- _Exercise inputs_:
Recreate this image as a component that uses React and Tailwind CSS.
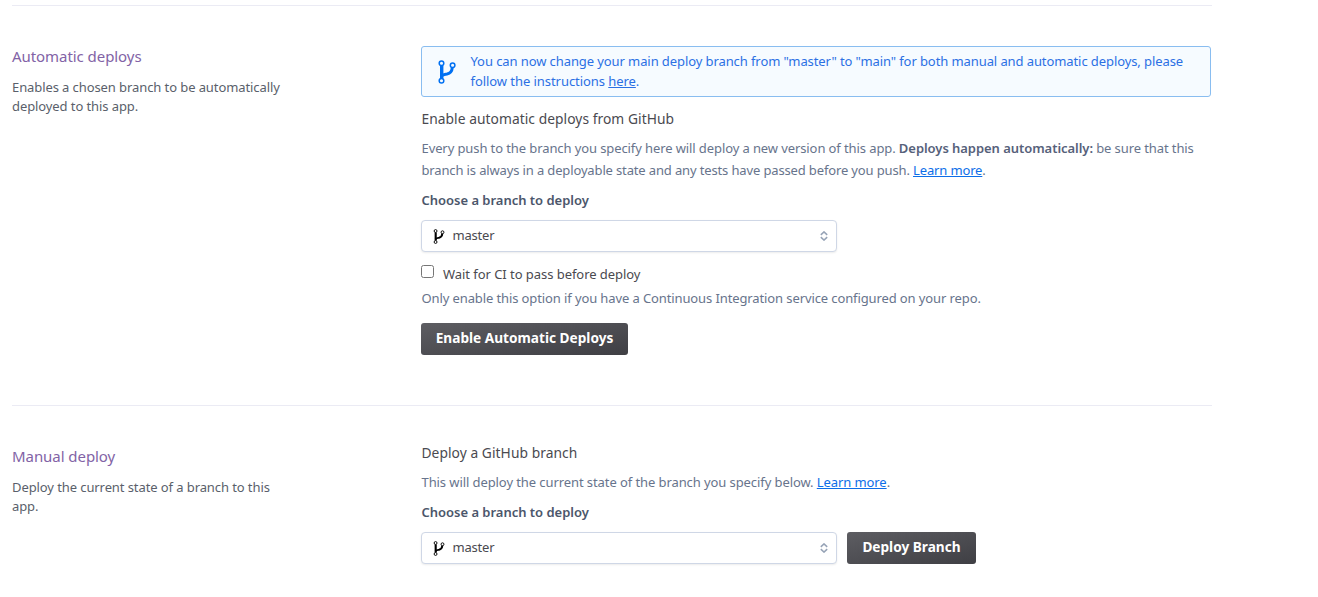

...

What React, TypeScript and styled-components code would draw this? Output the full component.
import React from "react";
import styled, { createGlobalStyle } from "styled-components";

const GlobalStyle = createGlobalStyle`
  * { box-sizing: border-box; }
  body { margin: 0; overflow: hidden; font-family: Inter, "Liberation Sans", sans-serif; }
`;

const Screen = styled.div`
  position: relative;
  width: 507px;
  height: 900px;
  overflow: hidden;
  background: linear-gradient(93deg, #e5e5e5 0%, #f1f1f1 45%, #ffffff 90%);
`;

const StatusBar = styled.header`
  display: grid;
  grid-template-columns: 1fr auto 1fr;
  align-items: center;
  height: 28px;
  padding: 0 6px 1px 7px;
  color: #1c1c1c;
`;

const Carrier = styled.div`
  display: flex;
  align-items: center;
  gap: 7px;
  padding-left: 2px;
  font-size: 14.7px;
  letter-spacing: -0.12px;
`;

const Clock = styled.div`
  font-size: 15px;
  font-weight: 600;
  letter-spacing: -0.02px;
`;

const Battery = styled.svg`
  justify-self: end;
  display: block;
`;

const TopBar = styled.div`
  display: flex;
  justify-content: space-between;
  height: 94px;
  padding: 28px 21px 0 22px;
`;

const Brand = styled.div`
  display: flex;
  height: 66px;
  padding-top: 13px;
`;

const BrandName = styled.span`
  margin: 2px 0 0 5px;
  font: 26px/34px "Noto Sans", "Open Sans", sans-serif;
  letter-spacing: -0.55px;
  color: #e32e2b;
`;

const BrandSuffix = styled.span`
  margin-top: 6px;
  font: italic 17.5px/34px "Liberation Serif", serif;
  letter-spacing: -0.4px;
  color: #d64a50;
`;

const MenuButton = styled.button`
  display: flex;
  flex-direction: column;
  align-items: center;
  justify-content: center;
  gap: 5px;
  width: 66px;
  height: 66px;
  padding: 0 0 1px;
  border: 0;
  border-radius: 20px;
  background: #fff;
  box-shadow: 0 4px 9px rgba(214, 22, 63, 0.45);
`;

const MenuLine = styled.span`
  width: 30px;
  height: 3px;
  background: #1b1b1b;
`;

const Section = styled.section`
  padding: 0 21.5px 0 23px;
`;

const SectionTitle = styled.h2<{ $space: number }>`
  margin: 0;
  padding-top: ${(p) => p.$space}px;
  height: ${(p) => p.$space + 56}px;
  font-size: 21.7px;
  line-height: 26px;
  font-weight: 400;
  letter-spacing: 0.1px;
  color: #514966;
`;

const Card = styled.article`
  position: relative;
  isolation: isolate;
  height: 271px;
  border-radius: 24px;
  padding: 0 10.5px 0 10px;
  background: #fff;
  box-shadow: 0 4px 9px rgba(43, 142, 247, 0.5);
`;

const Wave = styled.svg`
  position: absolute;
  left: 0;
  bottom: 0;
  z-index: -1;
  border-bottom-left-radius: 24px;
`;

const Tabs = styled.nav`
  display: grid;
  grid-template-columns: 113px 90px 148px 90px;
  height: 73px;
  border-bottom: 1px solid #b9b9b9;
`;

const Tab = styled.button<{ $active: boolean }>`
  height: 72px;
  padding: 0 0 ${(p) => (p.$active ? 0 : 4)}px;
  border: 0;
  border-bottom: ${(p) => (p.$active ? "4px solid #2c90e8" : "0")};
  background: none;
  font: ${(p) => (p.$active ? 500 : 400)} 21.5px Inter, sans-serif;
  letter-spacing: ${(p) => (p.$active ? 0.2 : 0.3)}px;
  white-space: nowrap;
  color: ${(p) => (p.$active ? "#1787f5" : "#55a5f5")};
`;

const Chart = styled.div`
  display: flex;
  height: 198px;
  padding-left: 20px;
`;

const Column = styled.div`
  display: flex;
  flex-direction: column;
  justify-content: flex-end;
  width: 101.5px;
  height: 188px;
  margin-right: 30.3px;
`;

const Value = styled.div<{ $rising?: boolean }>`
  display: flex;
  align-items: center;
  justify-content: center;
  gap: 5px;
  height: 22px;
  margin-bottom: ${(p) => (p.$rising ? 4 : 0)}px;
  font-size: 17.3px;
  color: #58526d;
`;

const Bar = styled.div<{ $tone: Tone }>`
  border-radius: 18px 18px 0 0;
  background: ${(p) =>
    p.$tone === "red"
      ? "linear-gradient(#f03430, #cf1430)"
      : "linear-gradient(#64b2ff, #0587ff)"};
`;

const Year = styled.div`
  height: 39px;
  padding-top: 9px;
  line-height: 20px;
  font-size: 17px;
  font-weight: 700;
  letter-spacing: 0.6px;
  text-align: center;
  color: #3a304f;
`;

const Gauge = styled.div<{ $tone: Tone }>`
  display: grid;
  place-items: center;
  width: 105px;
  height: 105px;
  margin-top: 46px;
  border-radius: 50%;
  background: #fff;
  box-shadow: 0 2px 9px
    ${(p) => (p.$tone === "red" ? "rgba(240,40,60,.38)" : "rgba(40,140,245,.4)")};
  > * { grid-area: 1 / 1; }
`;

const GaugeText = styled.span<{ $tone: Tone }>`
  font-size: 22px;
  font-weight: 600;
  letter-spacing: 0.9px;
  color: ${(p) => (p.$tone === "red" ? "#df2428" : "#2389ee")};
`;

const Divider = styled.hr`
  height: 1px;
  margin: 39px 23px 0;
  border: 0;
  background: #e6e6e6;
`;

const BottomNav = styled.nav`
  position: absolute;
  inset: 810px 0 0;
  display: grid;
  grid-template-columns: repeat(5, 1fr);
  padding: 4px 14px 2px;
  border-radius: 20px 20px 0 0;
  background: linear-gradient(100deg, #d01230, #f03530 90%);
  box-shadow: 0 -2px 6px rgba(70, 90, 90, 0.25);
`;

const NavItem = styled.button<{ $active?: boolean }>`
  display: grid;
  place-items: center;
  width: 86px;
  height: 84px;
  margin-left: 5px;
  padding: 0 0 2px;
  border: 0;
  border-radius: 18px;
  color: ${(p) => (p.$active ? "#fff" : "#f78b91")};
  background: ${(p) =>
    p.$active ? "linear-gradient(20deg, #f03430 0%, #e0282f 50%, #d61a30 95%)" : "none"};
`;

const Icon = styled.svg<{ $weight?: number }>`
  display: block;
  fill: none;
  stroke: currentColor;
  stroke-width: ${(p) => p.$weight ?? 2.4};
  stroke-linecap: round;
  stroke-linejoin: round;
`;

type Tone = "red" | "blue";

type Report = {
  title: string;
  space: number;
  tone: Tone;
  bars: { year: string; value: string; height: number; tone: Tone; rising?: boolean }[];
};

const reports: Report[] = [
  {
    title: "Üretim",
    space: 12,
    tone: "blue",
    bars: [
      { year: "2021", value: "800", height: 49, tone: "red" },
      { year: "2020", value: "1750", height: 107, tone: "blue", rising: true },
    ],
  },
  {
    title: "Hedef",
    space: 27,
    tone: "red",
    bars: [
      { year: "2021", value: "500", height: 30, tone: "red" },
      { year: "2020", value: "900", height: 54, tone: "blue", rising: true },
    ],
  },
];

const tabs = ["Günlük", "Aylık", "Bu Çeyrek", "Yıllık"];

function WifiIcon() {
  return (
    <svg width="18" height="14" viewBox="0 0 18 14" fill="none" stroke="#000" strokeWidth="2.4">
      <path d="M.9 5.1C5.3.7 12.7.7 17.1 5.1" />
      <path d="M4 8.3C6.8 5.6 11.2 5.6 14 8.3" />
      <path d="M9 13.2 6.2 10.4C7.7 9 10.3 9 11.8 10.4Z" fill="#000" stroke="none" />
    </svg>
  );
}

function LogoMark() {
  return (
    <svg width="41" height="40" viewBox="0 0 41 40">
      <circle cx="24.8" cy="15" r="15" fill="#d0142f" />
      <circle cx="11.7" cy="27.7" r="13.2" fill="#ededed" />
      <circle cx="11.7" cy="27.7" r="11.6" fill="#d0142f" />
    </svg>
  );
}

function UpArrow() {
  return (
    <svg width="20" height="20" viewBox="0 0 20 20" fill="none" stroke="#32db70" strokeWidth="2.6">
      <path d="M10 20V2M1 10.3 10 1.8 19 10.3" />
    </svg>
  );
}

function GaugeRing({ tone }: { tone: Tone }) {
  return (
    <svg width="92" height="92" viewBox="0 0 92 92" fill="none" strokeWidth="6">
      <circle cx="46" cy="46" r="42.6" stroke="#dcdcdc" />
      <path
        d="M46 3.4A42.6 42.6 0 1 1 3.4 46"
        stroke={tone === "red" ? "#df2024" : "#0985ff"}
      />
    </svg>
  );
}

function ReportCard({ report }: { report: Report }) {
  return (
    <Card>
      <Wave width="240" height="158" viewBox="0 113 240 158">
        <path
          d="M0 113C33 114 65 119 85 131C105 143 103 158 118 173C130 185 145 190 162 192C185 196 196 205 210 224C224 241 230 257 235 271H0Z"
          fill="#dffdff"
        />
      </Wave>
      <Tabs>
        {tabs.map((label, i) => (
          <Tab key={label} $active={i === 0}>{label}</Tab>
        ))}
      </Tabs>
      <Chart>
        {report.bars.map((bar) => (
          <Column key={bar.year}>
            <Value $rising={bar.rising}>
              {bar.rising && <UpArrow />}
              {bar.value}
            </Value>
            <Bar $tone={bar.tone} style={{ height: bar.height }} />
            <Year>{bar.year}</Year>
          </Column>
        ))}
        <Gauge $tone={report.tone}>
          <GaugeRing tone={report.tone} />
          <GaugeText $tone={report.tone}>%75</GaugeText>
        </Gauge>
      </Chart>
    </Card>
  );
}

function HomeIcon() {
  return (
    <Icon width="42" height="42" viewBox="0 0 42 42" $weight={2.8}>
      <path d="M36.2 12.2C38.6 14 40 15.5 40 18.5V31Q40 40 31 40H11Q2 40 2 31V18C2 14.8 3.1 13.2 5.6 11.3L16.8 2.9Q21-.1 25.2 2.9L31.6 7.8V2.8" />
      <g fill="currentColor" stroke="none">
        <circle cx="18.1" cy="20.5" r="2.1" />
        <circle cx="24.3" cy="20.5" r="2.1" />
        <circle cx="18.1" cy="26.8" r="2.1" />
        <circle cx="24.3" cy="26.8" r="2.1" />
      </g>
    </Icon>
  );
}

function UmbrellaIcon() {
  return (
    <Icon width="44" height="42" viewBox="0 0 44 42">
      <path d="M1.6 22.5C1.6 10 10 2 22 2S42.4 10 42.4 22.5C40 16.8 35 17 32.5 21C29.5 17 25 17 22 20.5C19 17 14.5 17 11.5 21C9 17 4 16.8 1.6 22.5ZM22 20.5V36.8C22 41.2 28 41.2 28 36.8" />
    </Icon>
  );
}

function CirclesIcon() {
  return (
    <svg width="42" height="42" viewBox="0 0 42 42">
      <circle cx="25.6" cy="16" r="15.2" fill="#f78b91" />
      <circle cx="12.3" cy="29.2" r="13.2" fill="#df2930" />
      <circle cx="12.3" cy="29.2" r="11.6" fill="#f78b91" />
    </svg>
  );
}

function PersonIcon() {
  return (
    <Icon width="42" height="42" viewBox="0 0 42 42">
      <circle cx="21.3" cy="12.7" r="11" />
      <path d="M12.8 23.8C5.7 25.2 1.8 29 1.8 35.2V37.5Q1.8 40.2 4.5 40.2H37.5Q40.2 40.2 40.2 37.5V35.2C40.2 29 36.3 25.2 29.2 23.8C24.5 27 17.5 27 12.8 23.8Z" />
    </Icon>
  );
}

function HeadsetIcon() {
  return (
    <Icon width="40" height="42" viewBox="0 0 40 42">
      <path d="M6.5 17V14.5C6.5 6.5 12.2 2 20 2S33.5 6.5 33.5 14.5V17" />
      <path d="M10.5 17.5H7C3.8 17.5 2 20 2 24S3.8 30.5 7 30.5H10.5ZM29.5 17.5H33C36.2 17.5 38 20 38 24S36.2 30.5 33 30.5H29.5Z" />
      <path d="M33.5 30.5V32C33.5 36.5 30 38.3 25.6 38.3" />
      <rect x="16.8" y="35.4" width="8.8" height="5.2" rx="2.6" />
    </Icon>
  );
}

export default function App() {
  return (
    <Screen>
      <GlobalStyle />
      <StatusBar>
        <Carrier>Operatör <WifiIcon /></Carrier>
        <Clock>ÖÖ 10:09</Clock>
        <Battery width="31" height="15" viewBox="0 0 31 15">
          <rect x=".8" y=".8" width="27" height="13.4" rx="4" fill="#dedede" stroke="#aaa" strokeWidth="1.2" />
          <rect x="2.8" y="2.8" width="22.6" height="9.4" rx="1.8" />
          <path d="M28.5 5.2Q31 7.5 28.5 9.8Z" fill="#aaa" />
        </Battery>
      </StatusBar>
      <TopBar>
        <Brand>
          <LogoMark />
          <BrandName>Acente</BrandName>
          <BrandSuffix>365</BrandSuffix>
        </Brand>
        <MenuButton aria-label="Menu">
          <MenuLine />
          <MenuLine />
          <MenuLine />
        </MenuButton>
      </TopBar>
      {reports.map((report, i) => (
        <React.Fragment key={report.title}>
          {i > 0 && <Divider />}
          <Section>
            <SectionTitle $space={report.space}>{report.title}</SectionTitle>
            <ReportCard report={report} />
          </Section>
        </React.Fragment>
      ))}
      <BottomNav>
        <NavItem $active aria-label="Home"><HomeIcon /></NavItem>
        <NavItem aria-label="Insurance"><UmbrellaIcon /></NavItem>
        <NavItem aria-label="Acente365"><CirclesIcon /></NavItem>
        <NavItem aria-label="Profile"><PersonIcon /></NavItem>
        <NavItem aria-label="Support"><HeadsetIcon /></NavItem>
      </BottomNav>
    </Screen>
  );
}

- _Exercise objective_: Lines containing "React" are to be counted. State the total and add nothing.

- _Exercise answer_: 5